Go through the data and copy every line exactly, but not the images.

[start Raw data]

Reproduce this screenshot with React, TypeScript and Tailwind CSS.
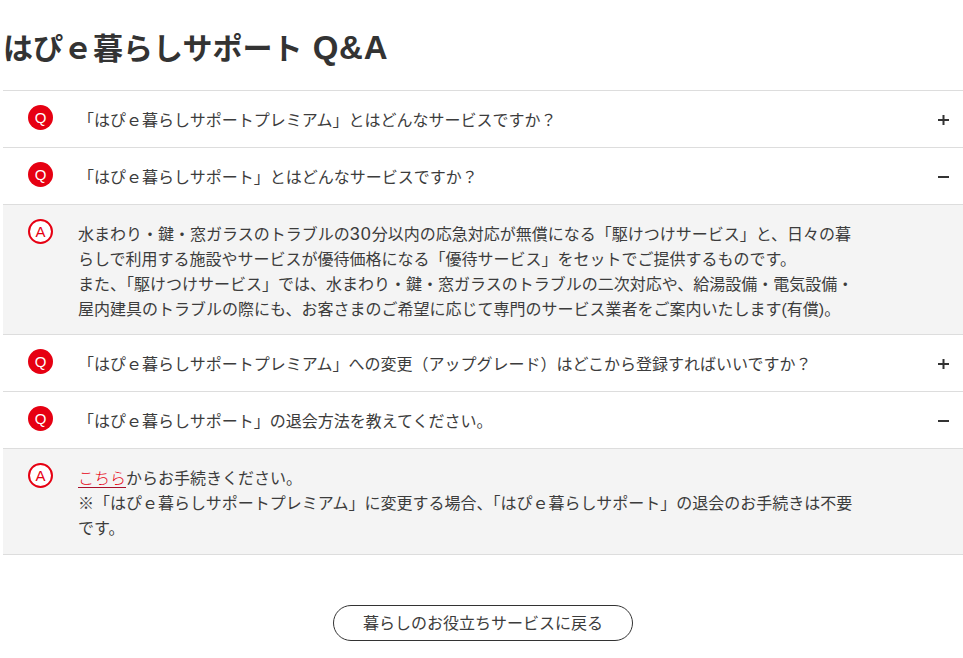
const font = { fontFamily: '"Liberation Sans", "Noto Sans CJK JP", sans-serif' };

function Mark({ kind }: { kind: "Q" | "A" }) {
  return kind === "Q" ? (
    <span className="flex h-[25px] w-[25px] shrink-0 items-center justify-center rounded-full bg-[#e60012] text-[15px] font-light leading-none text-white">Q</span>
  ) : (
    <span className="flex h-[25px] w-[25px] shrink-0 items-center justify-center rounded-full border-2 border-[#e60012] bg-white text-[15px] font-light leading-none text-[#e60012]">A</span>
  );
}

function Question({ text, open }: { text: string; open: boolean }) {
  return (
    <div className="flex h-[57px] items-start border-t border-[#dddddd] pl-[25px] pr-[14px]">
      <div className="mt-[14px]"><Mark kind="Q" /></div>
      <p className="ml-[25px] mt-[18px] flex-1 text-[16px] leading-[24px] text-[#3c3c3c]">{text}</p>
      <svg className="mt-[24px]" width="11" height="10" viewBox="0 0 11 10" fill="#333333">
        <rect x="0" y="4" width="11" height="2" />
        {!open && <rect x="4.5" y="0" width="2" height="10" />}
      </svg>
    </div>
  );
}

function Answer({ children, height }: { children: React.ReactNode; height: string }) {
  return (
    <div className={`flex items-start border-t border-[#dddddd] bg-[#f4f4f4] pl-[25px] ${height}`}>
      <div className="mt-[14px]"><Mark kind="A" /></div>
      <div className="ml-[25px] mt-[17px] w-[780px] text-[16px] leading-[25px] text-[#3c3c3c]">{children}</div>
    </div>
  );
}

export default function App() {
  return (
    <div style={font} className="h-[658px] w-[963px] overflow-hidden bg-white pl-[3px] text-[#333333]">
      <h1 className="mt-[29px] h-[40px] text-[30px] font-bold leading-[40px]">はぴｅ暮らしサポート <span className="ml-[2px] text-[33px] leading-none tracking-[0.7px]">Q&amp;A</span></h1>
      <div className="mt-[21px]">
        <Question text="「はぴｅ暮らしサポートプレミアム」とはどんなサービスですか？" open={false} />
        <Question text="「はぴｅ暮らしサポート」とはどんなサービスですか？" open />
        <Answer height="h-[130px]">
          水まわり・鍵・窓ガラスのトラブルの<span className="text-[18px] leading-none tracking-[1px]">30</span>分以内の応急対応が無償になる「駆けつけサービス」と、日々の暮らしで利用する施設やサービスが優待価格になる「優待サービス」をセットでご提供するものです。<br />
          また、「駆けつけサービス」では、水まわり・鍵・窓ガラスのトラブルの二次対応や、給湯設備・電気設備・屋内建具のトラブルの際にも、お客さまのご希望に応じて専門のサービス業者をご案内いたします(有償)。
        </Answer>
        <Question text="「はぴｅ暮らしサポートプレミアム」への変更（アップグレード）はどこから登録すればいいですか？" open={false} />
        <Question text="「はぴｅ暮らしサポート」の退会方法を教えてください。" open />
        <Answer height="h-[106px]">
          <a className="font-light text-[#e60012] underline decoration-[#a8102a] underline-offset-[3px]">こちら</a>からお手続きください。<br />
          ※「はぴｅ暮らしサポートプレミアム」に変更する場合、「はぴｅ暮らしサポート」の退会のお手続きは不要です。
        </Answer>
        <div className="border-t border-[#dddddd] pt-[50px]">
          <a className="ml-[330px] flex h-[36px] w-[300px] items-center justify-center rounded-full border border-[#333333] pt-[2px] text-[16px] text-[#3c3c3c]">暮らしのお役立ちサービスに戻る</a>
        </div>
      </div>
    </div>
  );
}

[end Raw data]

=== Completed task ===
Reproduce this screenshot with React, TypeScript and Tailwind CSS.
const font = { fontFamily: '"Liberation Sans", "Noto Sans CJK JP", sans-serif' };

function Mark({ kind }: { kind: "Q" | "A" }) {
  return kind === "Q" ? (
    <span className="flex h-[25px] w-[25px] shrink-0 items-center justify-center rounded-full bg-[#e60012] text-[15px] font-light leading-none text-white">Q</span>
  ) : (
    <span className="flex h-[25px] w-[25px] shrink-0 items-center justify-center rounded-full border-2 border-[#e60012] bg-white text-[15px] font-light leading-none text-[#e60012]">A</span>
  );
}

function Question({ text, open }: { text: string; open: boolean }) {
  return (
    <div className="flex h-[57px] items-start border-t border-[#dddddd] pl-[25px] pr-[14px]">
      <div className="mt-[14px]"><Mark kind="Q" /></div>
      <p className="ml-[25px] mt-[18px] flex-1 text-[16px] leading-[24px] text-[#3c3c3c]">{text}</p>
      <svg className="mt-[24px]" width="11" height="10" viewBox="0 0 11 10" fill="#333333">
        <rect x="0" y="4" width="11" height="2" />
        {!open && <rect x="4.5" y="0" width="2" height="10" />}
      </svg>
    </div>
  );
}

function Answer({ children, height }: { children: React.ReactNode; height: string }) {
  return (
    <div className={`flex items-start border-t border-[#dddddd] bg-[#f4f4f4] pl-[25px] ${height}`}>
      <div className="mt-[14px]"><Mark kind="A" /></div>
      <div className="ml-[25px] mt-[17px] w-[780px] text-[16px] leading-[25px] text-[#3c3c3c]">{children}</div>
    </div>
  );
}

export default function App() {
  return (
    <div style={font} className="h-[658px] w-[963px] overflow-hidden bg-white pl-[3px] text-[#333333]">
      <h1 className="mt-[29px] h-[40px] text-[30px] font-bold leading-[40px]">はぴｅ暮らしサポート <span className="ml-[2px] text-[33px] leading-none tracking-[0.7px]">Q&amp;A</span></h1>
      <div className="mt-[21px]">
        <Question text="「はぴｅ暮らしサポートプレミアム」とはどんなサービスですか？" open={false} />
        <Question text="「はぴｅ暮らしサポート」とはどんなサービスですか？" open />
        <Answer height="h-[130px]">
          水まわり・鍵・窓ガラスのトラブルの<span className="text-[18px] leading-none tracking-[1px]">30</span>分以内の応急対応が無償になる「駆けつけサービス」と、日々の暮らしで利用する施設やサービスが優待価格になる「優待サービス」をセットでご提供するものです。<br />
          また、「駆けつけサービス」では、水まわり・鍵・窓ガラスのトラブルの二次対応や、給湯設備・電気設備・屋内建具のトラブルの際にも、お客さまのご希望に応じて専門のサービス業者をご案内いたします(有償)。
        </Answer>
        <Question text="「はぴｅ暮らしサポートプレミアム」への変更（アップグレード）はどこから登録すればいいですか？" open={false} />
        <Question text="「はぴｅ暮らしサポート」の退会方法を教えてください。" open />
        <Answer height="h-[106px]">
          <a className="font-light text-[#e60012] underline decoration-[#a8102a] underline-offset-[3px]">こちら</a>からお手続きください。<br />
          ※「はぴｅ暮らしサポートプレミアム」に変更する場合、「はぴｅ暮らしサポート」の退会のお手続きは不要です。
        </Answer>
        <div className="border-t border-[#dddddd] pt-[50px]">
          <a className="ml-[330px] flex h-[36px] w-[300px] items-center justify-center rounded-full border border-[#333333] pt-[2px] text-[16px] text-[#3c3c3c]">暮らしのお役立ちサービスに戻る</a>
        </div>
      </div>
    </div>
  );
}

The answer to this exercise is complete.